- **SHORT TASK**:
Skip the pictures, please, and write out exactly the lines from the opening of the data through the line containing "type Dir = 'up' | 'down' | 'left' | 'right';".

_ _ _ _ _

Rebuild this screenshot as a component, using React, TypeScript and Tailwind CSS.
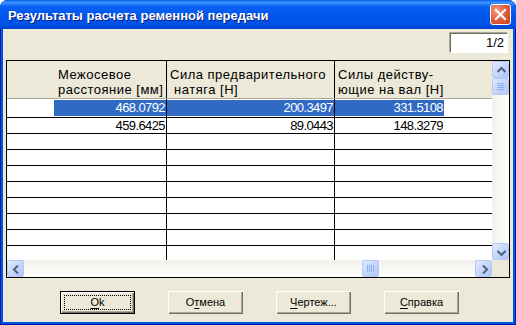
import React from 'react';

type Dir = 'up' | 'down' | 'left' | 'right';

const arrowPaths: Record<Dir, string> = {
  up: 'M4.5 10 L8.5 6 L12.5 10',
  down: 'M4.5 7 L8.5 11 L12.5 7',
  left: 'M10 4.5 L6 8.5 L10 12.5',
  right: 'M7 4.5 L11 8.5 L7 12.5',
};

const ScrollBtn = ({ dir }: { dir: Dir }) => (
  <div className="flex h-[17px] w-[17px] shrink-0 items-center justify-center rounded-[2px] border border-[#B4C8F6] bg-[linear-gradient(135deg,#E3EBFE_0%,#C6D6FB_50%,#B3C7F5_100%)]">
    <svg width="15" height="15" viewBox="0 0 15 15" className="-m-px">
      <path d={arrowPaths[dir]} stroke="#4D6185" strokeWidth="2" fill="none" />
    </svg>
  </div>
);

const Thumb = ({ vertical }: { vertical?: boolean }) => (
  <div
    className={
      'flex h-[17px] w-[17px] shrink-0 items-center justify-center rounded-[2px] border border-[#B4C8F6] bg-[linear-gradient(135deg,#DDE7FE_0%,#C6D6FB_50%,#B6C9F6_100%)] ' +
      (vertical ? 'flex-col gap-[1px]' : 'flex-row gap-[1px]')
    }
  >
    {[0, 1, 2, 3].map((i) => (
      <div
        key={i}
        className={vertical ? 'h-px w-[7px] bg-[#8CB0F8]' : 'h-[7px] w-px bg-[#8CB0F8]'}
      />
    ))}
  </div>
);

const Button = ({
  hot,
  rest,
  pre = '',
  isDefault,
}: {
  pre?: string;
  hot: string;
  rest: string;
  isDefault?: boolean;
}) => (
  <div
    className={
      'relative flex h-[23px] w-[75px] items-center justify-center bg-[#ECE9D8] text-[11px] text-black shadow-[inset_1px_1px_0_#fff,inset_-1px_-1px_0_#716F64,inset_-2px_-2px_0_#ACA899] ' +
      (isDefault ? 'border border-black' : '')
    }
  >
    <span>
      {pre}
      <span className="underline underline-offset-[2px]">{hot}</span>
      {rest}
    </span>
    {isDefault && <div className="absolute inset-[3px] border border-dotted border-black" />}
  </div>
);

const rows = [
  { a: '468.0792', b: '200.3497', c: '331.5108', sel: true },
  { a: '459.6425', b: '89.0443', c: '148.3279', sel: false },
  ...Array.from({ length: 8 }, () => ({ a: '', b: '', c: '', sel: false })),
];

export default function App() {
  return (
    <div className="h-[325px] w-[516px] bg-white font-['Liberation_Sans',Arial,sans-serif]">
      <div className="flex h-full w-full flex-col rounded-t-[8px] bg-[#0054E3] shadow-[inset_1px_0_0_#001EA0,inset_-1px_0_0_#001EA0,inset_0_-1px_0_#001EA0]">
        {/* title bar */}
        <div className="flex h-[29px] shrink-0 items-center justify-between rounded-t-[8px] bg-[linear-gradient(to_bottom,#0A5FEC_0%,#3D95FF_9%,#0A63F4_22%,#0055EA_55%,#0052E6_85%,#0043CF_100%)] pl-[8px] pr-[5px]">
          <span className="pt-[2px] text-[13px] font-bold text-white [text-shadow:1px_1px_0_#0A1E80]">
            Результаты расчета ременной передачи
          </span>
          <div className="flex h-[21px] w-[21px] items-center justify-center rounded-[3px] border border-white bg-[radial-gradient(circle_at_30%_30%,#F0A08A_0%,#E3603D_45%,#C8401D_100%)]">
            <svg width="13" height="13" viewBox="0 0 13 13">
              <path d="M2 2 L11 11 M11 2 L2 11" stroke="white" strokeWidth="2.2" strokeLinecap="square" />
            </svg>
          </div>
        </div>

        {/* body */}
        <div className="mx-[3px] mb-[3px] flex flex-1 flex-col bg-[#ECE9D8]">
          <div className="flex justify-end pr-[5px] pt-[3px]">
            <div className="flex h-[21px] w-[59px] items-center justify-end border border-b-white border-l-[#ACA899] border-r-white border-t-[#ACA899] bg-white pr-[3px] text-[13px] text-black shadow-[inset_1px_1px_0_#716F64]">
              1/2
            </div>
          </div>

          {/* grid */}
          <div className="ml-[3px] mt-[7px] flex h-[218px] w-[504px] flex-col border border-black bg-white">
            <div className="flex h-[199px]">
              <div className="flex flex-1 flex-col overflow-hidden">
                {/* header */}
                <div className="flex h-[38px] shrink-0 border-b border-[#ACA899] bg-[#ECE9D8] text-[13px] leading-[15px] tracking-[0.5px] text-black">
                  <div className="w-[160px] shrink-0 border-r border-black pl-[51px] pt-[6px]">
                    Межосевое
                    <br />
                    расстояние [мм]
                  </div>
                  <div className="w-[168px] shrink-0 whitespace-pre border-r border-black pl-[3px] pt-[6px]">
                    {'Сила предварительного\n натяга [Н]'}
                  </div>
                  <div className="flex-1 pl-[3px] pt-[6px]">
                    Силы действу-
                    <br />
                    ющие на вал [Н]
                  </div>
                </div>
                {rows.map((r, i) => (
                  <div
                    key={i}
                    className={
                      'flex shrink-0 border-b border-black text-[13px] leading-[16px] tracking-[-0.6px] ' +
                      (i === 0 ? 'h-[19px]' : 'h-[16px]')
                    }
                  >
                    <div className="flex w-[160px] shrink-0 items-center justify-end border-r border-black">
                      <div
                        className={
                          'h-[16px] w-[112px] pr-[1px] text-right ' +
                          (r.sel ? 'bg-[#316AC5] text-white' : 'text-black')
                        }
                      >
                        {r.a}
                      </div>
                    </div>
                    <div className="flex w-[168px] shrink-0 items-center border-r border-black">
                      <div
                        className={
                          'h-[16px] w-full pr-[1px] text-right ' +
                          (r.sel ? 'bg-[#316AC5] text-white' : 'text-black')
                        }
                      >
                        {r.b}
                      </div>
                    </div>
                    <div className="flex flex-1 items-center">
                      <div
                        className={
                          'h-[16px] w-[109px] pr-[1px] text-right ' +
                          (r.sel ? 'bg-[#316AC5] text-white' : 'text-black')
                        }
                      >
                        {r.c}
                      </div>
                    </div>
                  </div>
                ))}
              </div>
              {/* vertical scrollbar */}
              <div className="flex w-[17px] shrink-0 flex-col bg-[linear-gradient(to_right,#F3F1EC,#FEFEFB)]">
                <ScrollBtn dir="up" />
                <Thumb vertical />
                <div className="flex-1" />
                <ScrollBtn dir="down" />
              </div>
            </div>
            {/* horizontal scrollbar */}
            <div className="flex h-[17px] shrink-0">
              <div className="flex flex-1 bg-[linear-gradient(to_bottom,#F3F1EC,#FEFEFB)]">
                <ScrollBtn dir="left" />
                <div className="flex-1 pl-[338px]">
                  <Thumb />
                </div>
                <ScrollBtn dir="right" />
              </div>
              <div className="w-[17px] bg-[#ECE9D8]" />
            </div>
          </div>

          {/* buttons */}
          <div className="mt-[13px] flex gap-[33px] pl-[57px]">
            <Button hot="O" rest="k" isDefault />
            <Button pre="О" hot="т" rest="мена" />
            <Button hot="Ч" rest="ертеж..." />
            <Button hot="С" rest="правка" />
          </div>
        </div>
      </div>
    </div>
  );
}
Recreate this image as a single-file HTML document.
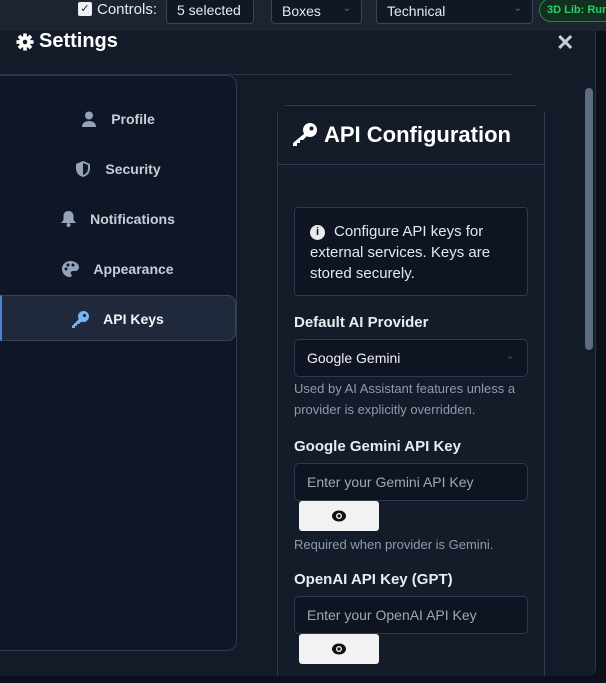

_ _ _ _ _

- **COMPLETE RESPONSE**:
Rebuild this screenshot as a component, using React, TypeScript and Tailwind CSS.
import React from 'react';

type Dir = 'up' | 'down' | 'left' | 'right';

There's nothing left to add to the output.